KENDARI, KOMPAS.com - Kondisi terumbu karang di pesisir Provinsi Sulawesi Tenggara saat ini sekitar 40 persen rusak, dari total seluas 396.915 hektare.
"Kerusakan terumbu karang sudah memprihatinkan," kata Kepala Dinas Kelautan dan Perikanan Sultra Abd Salam yang dihubungi di Kendari, Minggu (11/12/2011).
Ia mengatakan terumbu karang yang mengalami kerusakan tersebut tersebar di wilayah pesisir laut Kabupaten Muna, Konawe Selatan, Bombana, Buton Utara dan Kabupaten Buton.
"Penyebab utama dari kerusakan terumbu karang yang membentang pada garis pantai sepanjang 1.740 kilometer itu, adalah aktivitas para nelayan yang menangkap ikan menggunakan bahan peledak dan racun potasium sianida," katanya.
Menurut Salam, pengunaan bahan peledak dan racun sianida dalam menangkap ikan di daerah ini, karena rendahnya kesadaran dan pemahaman warga setempat tentang pentingnya menjaga kelesatarian lingkungan laut.

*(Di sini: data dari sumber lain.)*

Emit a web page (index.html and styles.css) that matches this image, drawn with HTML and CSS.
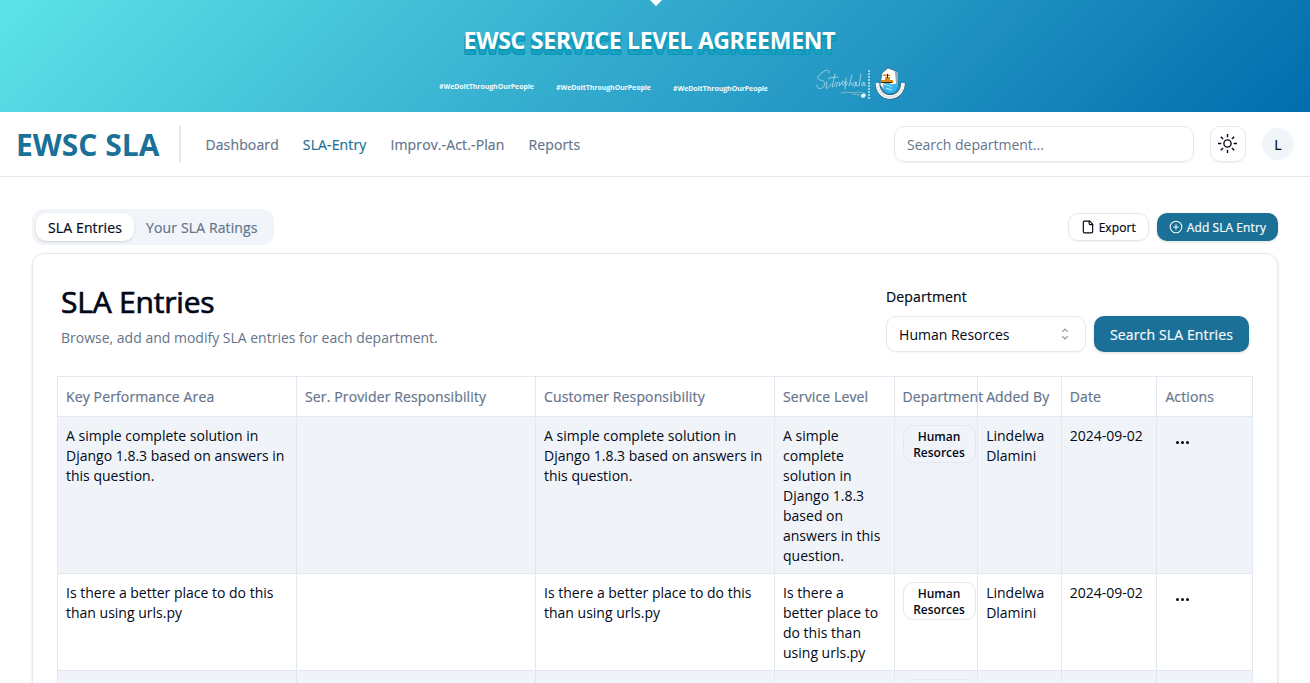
FILE: index.html
```html
<!DOCTYPE html>
<html lang="en">
<head>
<meta charset="utf-8">
<title>EWSC SLA</title>
<link rel="stylesheet" href="styles.css">
</head>
<body>
<div class="banner">
  <svg class="banner-notch" width="14" height="7" viewBox="0 0 14 7"><path d="M0 -1 7 6.200 14 -1z" fill="#fff"/></svg>
  <svg class="banner-art" width="1310" height="112" viewBox="0 0 1310 112">
    <text class="banner-title" x="463.500" y="49" textLength="372">EWSC SERVICE LEVEL AGREEMENT</text>
    <g class="hashtag">
      <text x="439" y="89" textLength="95">#WeDoItThroughOurPeople</text>
      <text x="556" y="90" textLength="95">#WeDoItThroughOurPeople</text>
      <text x="673" y="91" textLength="95">#WeDoItThroughOurPeople</text>
    </g>
    <!-- script signature -->
    <g fill="none" stroke="#b4d9e6" stroke-width=".8" stroke-linecap="round" stroke-linejoin="round">
      <path d="M829 73c1-3-2-4-6-1-5 3-7 7-3 8 5 1 6 3 4 6-2 4-8 3-7-1M827 82l-1 6c2 1 4-2 5-4M829 78.500v.5M835 74l-3 13c2 0 3-3 4-5M829 78l9-1M836 87l2-5 2 1-1 3c2-1 3-3 4-5-2 1-2 4 0 4s2-4 0-4M846 78l-1 11M845 82c3-2 3 4 0 4M852 75l-3 11c1-4 3-4 3-1M855 82c-3 0-3 5 0 4l1-4v4M861 74l-2 12M857 82c-2 2-1 5 2 3M863 82c-2 1-2 4 0 4l1-4 1 4 1-1"/>
      <path d="M841 93c6-2 12 1 18-1l4 1M852 94l8 1" stroke="#8fbdcb"/>
    </g>
    <path d="M861 95l3-2 2 2-2 3-3-1z" fill="#eaf7fc"/>
    <path d="M869 70v30" stroke="#bfe6f4" stroke-width="1.500" stroke-dasharray="2 1"/>
    <!-- water company crest -->
    <path d="M882 73l6-5 5 2 4 2 1 14-4 5h-9l-5-6z" fill="#fff" stroke="#34505b" stroke-width=".6"/>
    <path d="M895 72h3v12h-2z" fill="#9ba7ad"/>
    <path d="M883 84c3-2 6-1 8 0 3 1 5-1 7-1 0 6-3 10-8 10-4 0-7-3-7-9z" fill="#38b6ec"/>
    <path d="M884 85c3-1 5 1 8 2M886 88l6 2" stroke="#b9ecff" stroke-width="1" fill="none"/>
    <path d="M881 80h12v3h-2l-1-1h-9zM885 77h5v3h-5zM883 74.500h7v1.500h-7z" fill="#d98c12"/>
    <path d="M887.500 74v4M881 82.500h11" stroke="#35240e" stroke-width="1"/>
    <path d="M877.500 83c0 8 5 14 12.500 14s13-6 13-14" fill="none" stroke="#34505b" stroke-width="4.800"/>
    <path d="M877.500 83c0 8 5 14 12.500 14s13-6 13-14" fill="none" stroke="#f4f7f8" stroke-width="3.800"/>
    <path d="M878 87c2 6 6 10 12 10s10-4 12-9" fill="none" stroke="#a5b1b6" stroke-width=".8" stroke-dasharray="1 .8"/>
  </svg>
</div>

<header class="topbar">
  <div class="brand">EWSC SLA</div>
  <div class="brand-rule"></div>
  <nav class="nav medium">
    <a>Dashboard</a><a class="active">SLA-Entry</a><a>Improv.-Act.-Plan</a><a>Reports</a>
  </nav>
  <div class="tools">
    <div class="search">Search department...</div>
    <div class="theme">
      <svg width="19" height="19" viewBox="0 0 19 19" fill="none" stroke="currentColor" stroke-width="1.400"><circle cx="9.500" cy="9.500" r="3.600"/><path d="M9.500 0v3.300M9.500 15.700V19M0 9.500h3.300M15.700 9.500H19M2.800 2.800l2.300 2.300M13.900 13.900l2.300 2.300M2.800 16.200l2.300-2.300M13.900 5.100l2.300-2.300"/></svg>
    </div>
    <div class="avatar medium">L</div>
  </div>
</header>

<main class="page">
  <div class="page-bar">
    <div class="tabs medium"><div class="tab selected">SLA Entries</div><div class="tab">Your SLA Ratings</div></div>
    <div class="actions">
      <div class="btn-sm medium outline">
        <svg width="14" height="14" viewBox="0 0 24 24" fill="none" stroke="currentColor" stroke-width="2" stroke-linecap="round" stroke-linejoin="round"><path d="M15 2H6a2 2 0 0 0-2 2v16a2 2 0 0 0 2 2h12a2 2 0 0 0 2-2V7Z"/><path d="M14 2v4a2 2 0 0 0 2 2h4"/></svg>
        <span>Export</span>
      </div>
      <div class="btn-sm medium primary">
        <svg width="14" height="14" viewBox="0 0 24 24" fill="none" stroke="currentColor" stroke-width="1.800" stroke-linecap="round"><circle cx="12" cy="12" r="10"/><path d="M8 12h8M12 8v8"/></svg>
        <span>Add SLA Entry</span>
      </div>
    </div>
  </div>

  <section class="card">
    <div class="card-head">
      <div>
        <h1>SLA Entries</h1>
        <p>Browse, add and modify SLA entries for each department.</p>
      </div>
      <div class="filter">
        <label class="medium">Department</label>
        <div class="filter-row">
          <div class="select"><span>Human Resorces</span>
            <svg width="16" height="16" viewBox="0 0 15 15" fill="currentColor"><path fill-rule="evenodd" clip-rule="evenodd" d="M4.932 5.432a.45.45 0 0 0 .636 0L7.500 3.500l1.932 1.932a.45.45 0 0 0 .636-.636l-2.250-2.250a.45.45 0 0 0-.636 0l-2.250 2.250a.45.45 0 0 0 0 .636zM4.932 9.568a.45.45 0 0 1 .636 0L7.500 11.500l1.932-1.932a.45.45 0 0 1 .636.636l-2.250 2.250a.45.45 0 0 1-.636 0l-2.250-2.250a.45.45 0 0 1 0-.636z"/></svg>
          </div>
          <div class="btn medium primary">Search SLA Entries</div>
        </div>
      </div>
    </div>
    <table class="entries">
      <colgroup><col class="wide"><col class="wide"><col class="wide"><col class="level"><col class="dept"><col class="user"><col class="date"><col class="menu"></colgroup>
      <thead class="medium">
        <tr><th>Key Performance Area</th><th>Ser. Provider Responsibility</th><th>Customer Responsibility</th><th>Service Level</th><th>Department</th><th>Added By</th><th>Date</th><th>Actions</th></tr>
      </thead>
      <tbody>
        <tr class="shaded">
          <td>A simple complete solution in Django 1.8.3 based on answers in this question.</td><td></td>
          <td>A simple complete solution in Django 1.8.3 based on answers in this question.</td>
          <td>A simple complete solution in Django 1.8.3 based on answers in this question.</td>
          <td><div class="badge">Human Resorces</div></td><td>Lindelwa Dlamini</td><td>2024-09-02</td>
          <td><div class="dots"><i></i><i></i><i></i></div></td>
        </tr>
        <tr>
          <td>Is there a better place to do this than using urls.py</td><td></td>
          <td>Is there a better place to do this than using urls.py</td>
          <td>Is there a better place to do this than using urls.py</td>
          <td><div class="badge">Human Resorces</div></td><td>Lindelwa Dlamini</td><td>2024-09-02</td>
          <td><div class="dots"><i></i><i></i><i></i></div></td>
        </tr>
        <tr class="shaded">
          <td></td><td></td><td></td><td></td>
          <td><div class="badge empty"></div></td><td></td><td></td><td></td>
        </tr>
      </tbody>
    </table>
  </section>
</main>
</body>
</html>
```

FILE: styles.css
```css
* { box-sizing: border-box; }

html, body { height: 100%; }

body {
  display: flex;
  flex-direction: column;
  margin: 0;
  overflow: hidden;
  background: #fff;
  color: #020817;
  font-family: "Open Sans", "Noto Sans", sans-serif;
  font-size: 14px;
  line-height: 20px;
}

svg { display: block; flex: none; }

/* Medium weight, drawn from the regular face */
.medium {
  letter-spacing: .13px;
  -webkit-text-stroke: .2px currentColor;
}

.banner {
  position: relative;
  flex: none;
  height: 112px;
  background: linear-gradient(135deg, #5de3e7 0%, #32a9cd 48%, #2497c4 65%, #006dad 100%);
}

.banner-notch { position: absolute; left: 649px; top: 0; }

.banner-title {
  fill: #fff;
  font-family: "Noto Sans", sans-serif;
  font-size: 23px;
  font-weight: 700;
  text-shadow: 0 5px 0 #1c9fc2, 1px 6px 0 #0598b6, -1px 6px 0 #0598b6, 1px 4px 0 #0598b6, -1px 4px 0 #0598b6, 0 3px 0 #0598b6;
}

.hashtag { fill: #f2fbff; font-size: 7px; font-weight: 700; }

.topbar {
  display: flex;
  flex: none;
  align-items: center;
  height: 65px;
  padding: 0 16px;
  border-bottom: 1px solid #e2e8f0;
}

.brand {
  padding-top: 2px;
  color: #1a7096;
  font-size: 30px;
  font-weight: 700;
  line-height: 36px;
  white-space: nowrap;
}

.brand-rule { width: 2px; height: 36px; margin-left: 20px; background: #e2e8f0; }

.nav { display: flex; gap: 24px; margin-left: 24px; padding-top: 2px; color: #64748b; }
.nav .active { color: #1a7096; }

.tools { display: flex; align-items: center; gap: 16px; margin-left: auto; }

.search, .theme, .select, .outline {
  border: 1px solid #e2e8f0;
  box-shadow: 0 1px 2px rgba(0, 0, 0, .05);
}

.search {
  width: 300px;
  height: 36px;
  padding: 8px 12px;
  border-radius: 10px;
  color: #64748b;
}

.theme {
  display: grid;
  place-items: center;
  width: 36px;
  height: 36px;
  padding: 0 1px 1px 0;
  border-radius: 10px;
}

.avatar {
  display: grid;
  place-items: center;
  width: 32px;
  height: 32px;
  padding-top: 2px;
  border-radius: 50%;
  background: #f1f5f9;
}

.page { flex: 1; min-height: 0; padding: 32px 32px 0; overflow: hidden; }

.page-bar { display: flex; align-items: center; justify-content: space-between; height: 36px; }

.tabs {
  display: flex;
  height: 36px;
  padding: 4px;
  border-radius: 12px;
  background: #f1f5f9;
  color: #64748b;
}

.tab { padding: 5px 12px 3px; border-radius: 10px; }
.tab.selected { background: #fff; color: #020817; box-shadow: 0 1px 3px rgba(0, 0, 0, .1), 0 1px 2px -1px rgba(0, 0, 0, .1); }

.actions { display: flex; gap: 8px; }

.btn-sm {
  display: flex;
  align-items: center;
  gap: 4px;
  height: 28px;
  padding: 0 12px;
  border-radius: 10px;
  font-size: 12px;
  letter-spacing: .08px;
}

.btn-sm span { padding-top: 2px; }

.primary { background: #1a7096; color: #f8fafc; box-shadow: 0 1px 3px rgba(0, 0, 0, .15); }

.card {
  height: 900px;
  margin-top: 8px;
  padding: 24px;
  border: 1px solid #e2e8f0;
  border-radius: 12px;
  box-shadow: 0 1px 3px rgba(0, 0, 0, .1), 0 1px 2px -1px rgba(0, 0, 0, .1);
}

.card-head { display: flex; justify-content: space-between; height: 98px; padding: 0 4px; }

h1 {
  margin: 6px 0 8px;
  font-size: 30px;
  font-weight: 400;
  line-height: 36px;
  letter-spacing: -.2px;
  -webkit-text-stroke: .7px currentColor;
}

.card-head p { margin: 0; color: #64748b; }

.filter { padding-top: 9px; }
.filter label { display: block; height: 29px; }
.filter-row { display: flex; gap: 8px; }

.select {
  display: flex;
  align-items: center;
  justify-content: space-between;
  width: 200px;
  height: 36px;
  padding: 0 12px;
  border-radius: 10px;
}

.select span { padding-top: 2px; }
.select svg { opacity: .5; }

.btn {
  height: 36px;
  padding: 9px 16px 7px;
  border-radius: 10px;
  white-space: nowrap;
}

.entries {
  width: 1196px;
  table-layout: fixed;
  border-collapse: collapse;
}

.wide { width: 20%; }
.level { width: 10%; }
.dept, .user { width: 7%; }
.date, .menu { width: 8%; }

th, td {
  padding: 9px 8px 7px;
  border: 1px solid #e2e8f0;
  text-align: left;
  vertical-align: top;
}

th { height: 40px; padding: 0 8px; color: #64748b; font-weight: 400; vertical-align: middle; white-space: nowrap; }

.shaded { background: #f0f4f9; }

.badge {
  width: 73px;
  margin-top: -1px;
  padding: 3px 8px 1px;
  border: 1px solid #e2e8f0;
  border-radius: 10px;
  font-size: 12px;
  font-weight: 600;
  line-height: 16px;
  text-align: center;
}

.badge.empty { height: 38px; }

.dots { display: flex; gap: 2px; padding: 15px 0 0 11px; }
.dots i { width: 3px; height: 3px; border-radius: 50%; background: #020817; }
```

"Kita masih kesulitan mengamankan aktivitas para nelayan yang menangkap ikan menggunakan bahan peledak dan racun potasium tersebut, karena kapal patroli yang dimiliki Dinas Kelautan dan Perikanan untuk melakukan pengawasan, masih sangat terbatas," katanya.
Idealnya, luas wilayah pesisir pantai Sultra 396.915 hektare yang membentang pada garis pantai 1.740 kilometer, dijaga minimal 40 kapal patroli.
Namun DKP Sultra hanya memiliki tiga kapal patrol yang konidisinya juga sudah berumur tua dan kecepatannya kalah cepat dibandingkan dengan kapal nelayan penangkap ikan secara ilegal.
"Selain aktivitas penangkapan ikan yang tidak ramah lingkungan itu, kerusakan terumbu karang juga karena masih adanya sebagian warga pesisir yang menggunakan batu karang sebagai bahan bangunan atau timbunan," katanya.
Ia mengatakan, dalam beberapa tahun terakhir ini, pihaknya menjalin kerjasama dengan Coral Reef Management and Rehabilitation Programme (COREMAP), merehabilitasi terumbu karang dan padang lamun yang mengalami kerusakan cukup parah.